Yates of the Yard is asked questions on phone hacking, and answers with pauses, disputes over chronology, and vagueness
Yates of the Yard returned to parliament yesterday to give more evidence about the phone-hacking scandal. He had asked to appear in front of the culture, media and sport committee to clear his name.
He had been fingered by the Labour MP Chris Bryant, who has accused the police of ignoring overwhelming evidence. Mr Yates was indignant.
Turning up, I fear, might have been a mistake. Often the CMS committee is like a sleepy old labrador, snoozing in the front of the fire. Yesterday its members woke up, bared their teeth and snarled.
Commissioner Yates also investigated the cash-for-honours scandal in Downing Street. It is said that in some countries – Italy has been mentioned – there are detectives whose job it is not to find out anything in cases that might be worrisome for those in authority. There is no suggestion that Mr Yates is one of those. But if such a job ever became vacant, he would be a jolly good candidate.
He was asked a series of quite tough questions, and resorted to various devices to keep the dog at bay. There was the long pause. There was the reply chronological: either something had happened too early for him to know about ("that was in 2003") or else was going on now, part of the fresh investigation.

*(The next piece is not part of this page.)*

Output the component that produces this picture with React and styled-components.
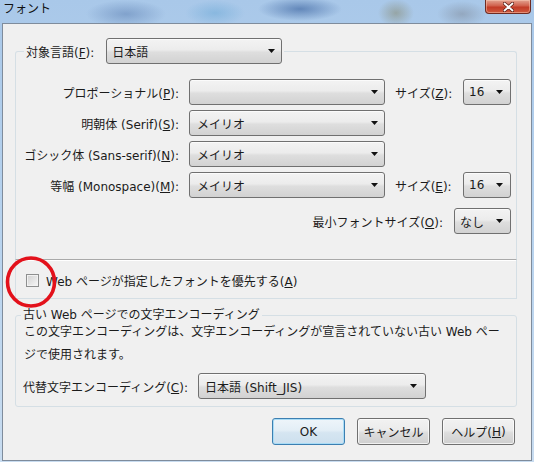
import React from 'react';
import styled, { createGlobalStyle } from 'styled-components';

const GlobalStyle = createGlobalStyle`
  html, body {
    margin: 0;
    padding: 0;
    background: #fff;
  }
  body {
    font-family: "DejaVu Sans", "Noto Sans CJK JP", sans-serif;
    font-size: 12px;
    color: #1b1b1b;
  }
`;

const Window = styled.div`
  position: relative;
  box-sizing: border-box;
  width: 534px;
  height: 462px;
  display: flex;
  flex-direction: column;
  padding: 0 2px 1px 2px;
  overflow: hidden;
  background:
    radial-gradient(ellipse 40px 14px at 126px 14px, rgba(95, 130, 180, 0.55), transparent),
    radial-gradient(ellipse 30px 13px at 215px 13px, rgba(110, 170, 215, 0.55), transparent),
    radial-gradient(ellipse 42px 12px at 300px 9px, rgba(60, 100, 160, 0.65), transparent),
    radial-gradient(ellipse 18px 14px at 396px 13px, rgba(130, 130, 100, 0.5), transparent),
    radial-gradient(ellipse 25px 13px at 462px 14px, rgba(125, 135, 150, 0.5), transparent),
    linear-gradient(#a9c8e9, #b6d2ee 45%, #c8dcf0);
`;

const TitleBar = styled.div`
  height: 23px;
  display: flex;
  align-items: flex-start;
  flex-shrink: 0;
`;

const Title = styled.span`
  padding-left: 1px;
  line-height: 19px;
  font-size: 12px;
  color: #111;
`;

const CloseButton = styled.div`
  margin-left: auto;
  margin-right: 1px;
  width: 46px;
  height: 14px;
  display: flex;
  align-items: center;
  justify-content: center;
  box-sizing: border-box;
  border: 1px solid #6e2b22;
  border-top: none;
  border-radius: 0 0 4px 4px;
  background: linear-gradient(#e3a391, #d0604c 45%, #c23b27 55%, #cf5a3f);
  box-shadow: inset 0 0 0 1px rgba(255, 210, 190, 0.45);
`;

const Client = styled.div`
  flex: 1;
  display: flex;
  flex-direction: column;
  border: 1px solid #7f8c9c;
  background: #f0f0f0;
`;

const Group = styled.fieldset`
  margin: ${p => p.$mt}px 14px 0 12px;
  padding: ${p => p.$pad};
  min-width: 0;
  border: 1px solid #d5dfe5;
  border-radius: 3px;
`;

const FontGroup = styled(Group)`
  border-bottom-color: #a9a9a9;
  border-radius: 3px 3px 0 0;
`;

const ComboLegend = styled.legend`
  display: flex;
  align-items: center;
  gap: 12px;
  margin-left: 2px;
  padding: 0 2px;
`;

const TextLegend = styled.legend`
  margin-left: -2px;
  padding: 0 2px;
  line-height: 16px;
`;

const FontGrid = styled.div`
  display: grid;
  grid-template-columns: 157px 196px 58px 48px;
  column-gap: 10px;
  row-gap: 5px;
  align-items: center;
`;

const Label = styled.span`
  white-space: nowrap;
  justify-self: ${p => (p.$right ? 'end' : 'start')};
`;

const MinRow = styled.div`
  grid-column: 1 / -1;
  display: flex;
  justify-content: flex-end;
  align-items: center;
  gap: 11px;
  margin-top: 5px;
`;

const Combo = styled.div`
  box-sizing: border-box;
  width: ${p => p.$w}px;
  height: 26px;
  display: flex;
  align-items: center;
  padding: 0 ${p => p.$pr || 6}px 0 ${p => p.$pl || 6}px;
  border: 1px solid #707070;
  border-radius: 3px;
  background: linear-gradient(#f3f3f3, #ececec 45%, #dedede 55%, #d2d2d2);
  box-shadow: inset 0 1px 0 #fbfbfb;
`;

const ComboValue = styled.span`
  flex: 1;
  white-space: nowrap;
  overflow: hidden;
`;

const CheckPanel = styled.div`
  box-sizing: border-box;
  height: 39px;
  margin: 0 14px 0 12px;
  padding: 3px 0 0 10px;
  display: flex;
  align-items: center;
  gap: 7px;
  border: 1px solid #d5dfe5;
  border-top: none;
  box-shadow: inset 0 1px 0 #fff;
`;

const CheckBox = styled.span`
  box-sizing: border-box;
  width: 13px;
  height: 13px;
  border: 1px solid #8e8f8f;
  background: linear-gradient(135deg, #d0d0d0, #f7f7f7);
  box-shadow: inset 0 0 0 1px #f2f2f2;
`;

const Desc = styled.p`
  margin: -2px 0 0 1px;
  line-height: 23px;
  white-space: nowrap;
`;

const EncRow = styled.div`
  display: flex;
  align-items: center;
  gap: 10px;
  margin-top: 6px;
`;

const ButtonRow = styled.div`
  display: flex;
  justify-content: flex-end;
  gap: 12px;
  margin: 11px 16px 0 0;
`;

const Button = styled.div`
  box-sizing: border-box;
  width: 73px;
  height: 27px;
  display: flex;
  align-items: center;
  justify-content: center;
  border: 1px solid ${p => (p.$default ? '#3c7fb1' : '#707070')};
  border-radius: 3px;
  background: ${p =>
    p.$default
      ? 'linear-gradient(#eef5fa, #e3eef6 45%, #d5e5f1 55%, #cde0ee)'
      : 'linear-gradient(#f2f2f2, #ebebeb 45%, #dddddd 55%, #cfcfcf)'};
  box-shadow: ${p =>
    p.$default ? 'inset 0 0 0 1px #a9dcf6' : 'inset 0 0 0 1px rgba(255,255,255,0.7)'};
`;

const Mark = styled.svg`
  position: absolute;
  left: 5px;
  top: 256px;
  pointer-events: none;
`;

const Arrow = () => (
  <svg width="7" height="4" viewBox="0 0 7 4">
    <path d="M0 0 H7 L3.5 4 Z" fill="#111" />
  </svg>
);

const Select = ({ w, value, pl, pr }) => (
  <Combo $w={w} $pl={pl} $pr={pr}>
    <ComboValue>{value}</ComboValue>
    <Arrow />
  </Combo>
);

const fontRows = [
  { label: 'プロポーショナル', key: 'P', value: '', size: 'Z' },
  { label: '明朝体 (Serif)', key: 'S', value: 'メイリオ' },
  { label: 'ゴシック体 (Sans-serif)', key: 'N', value: 'メイリオ' },
  { label: '等幅 (Monospace)', key: 'M', value: 'メイリオ', size: 'E' },
];

export default function App() {
  return (
    <>
      <GlobalStyle />
      <Window>
        <TitleBar>
          <Title>フォント</Title>
          <CloseButton>
            <svg width="11" height="10" viewBox="0 0 11 10">
              <path d="M1.5 1.5 L9.5 8.5 M9.5 1.5 L1.5 8.5" stroke="#5a2018" strokeWidth="3.4" strokeLinecap="round" />
              <path d="M1.5 1.5 L9.5 8.5 M9.5 1.5 L1.5 8.5" stroke="#fff" strokeWidth="1.8" strokeLinecap="round" />
            </svg>
          </CloseButton>
        </TitleBar>

        <Client>
          <FontGroup $mt={14} $pad="15px 5px 25px 6px">
            <ComboLegend>
              <Label>対象言語(<u>F</u>):</Label>
              <Select w={176} value="日本語" pl={5} />
            </ComboLegend>
            <FontGrid>
              {fontRows.map(row => (
                <React.Fragment key={row.key}>
                  <Label $right>
                    {row.label}(<u>{row.key}</u>):
                  </Label>
                  <Select w={196} value={row.value} pl={7} />
                  {row.size ? (
                    <>
                      <Label>サイズ(<u>{row.size}</u>):</Label>
                      <Select w={48} value="16" pl={5} pr={7} />
                    </>
                  ) : (
                    <>
                      <span />
                      <span />
                    </>
                  )}
                </React.Fragment>
              ))}
              <MinRow>
                <Label>最小フォントサイズ(<u>O</u>):</Label>
                <Select w={57} value="なし" pl={5} pr={7} />
              </MinRow>
            </FontGrid>
          </FontGroup>

          <CheckPanel>
            <CheckBox />
            <span>Web ページが指定したフォントを優先する(<u>A</u>)</span>
          </CheckPanel>

          <Group $mt={8} $pad="0 6px 7px 7px">
            <TextLegend>古い Web ページでの文字エンコーディング</TextLegend>
            <Desc>
              この文字エンコーディングは、文字エンコーディングが宣言されていない古い Web ペー
              <br />
              ジで使用されます。
            </Desc>
            <EncRow>
              <Label>代替文字エンコーディング(<u>C</u>):</Label>
              <Select w={228} value="日本語 (Shift_JIS)" pl={6} pr={8} />
            </EncRow>
          </Group>

          <ButtonRow>
            <Button $default>OK</Button>
            <Button>キャンセル</Button>
            <Button>ヘルプ(<u>H</u>)</Button>
          </ButtonRow>
        </Client>

        <Mark width="54" height="54" viewBox="0 0 54 54">
          <ellipse cx="26" cy="26" rx="23.5" ry="24" fill="none" stroke="#e3111b" strokeWidth="3.6" />
        </Mark>
      </Window>
    </>
  );
}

There was the retort legalistic: apparently no hacking crime has been committed unless the hacker listens to the voicemail before the owner of the phone does. This is difficult to prove, which makes it perfect for officers who don't want to pursue the case too vigorously. The director of public prosecutions does not take the same view. Both sides have accused the other of misleading parliament, though it's hard not to agree with Keir Starmer, the DPP. How does listening to your voicemail make it public property?
Then Mr Yates deployed the reply vague: "You are making the assumption there that he hasn't been interviewed," or: "I am not aware of the timeline." This vagueness reached a new, foggy, Brian Cox walking out of the Andean mists stage when Mr Yates was asked about the amount of evidence the police had been sitting on. Was it a warehouse full, a roomful or just a filing cabinet full?
Mr Yates: "It was in bin bags."
How many?
"Two or three".
Were they full?
"I didn't see."
Blimey, even in Midsomer Murders they have some kind of filing system. Mr Yates made the evidence sound like the old clothes M&S are collecting for Oxfam.
The committee didn't let up. Tom Watson sunk his teeth in. When they found 91 pin numbers in the phone hacker's house, didn't it occur to them that these might be kept for criminal purposes? "I am happy to reflect on that in a mature way …" said Mr Yates.
Mr Watson: "I am asking you to reflect on this now. If you found 91 credit cards in different names in someone's house, wouldn't that be evidence of criminality?"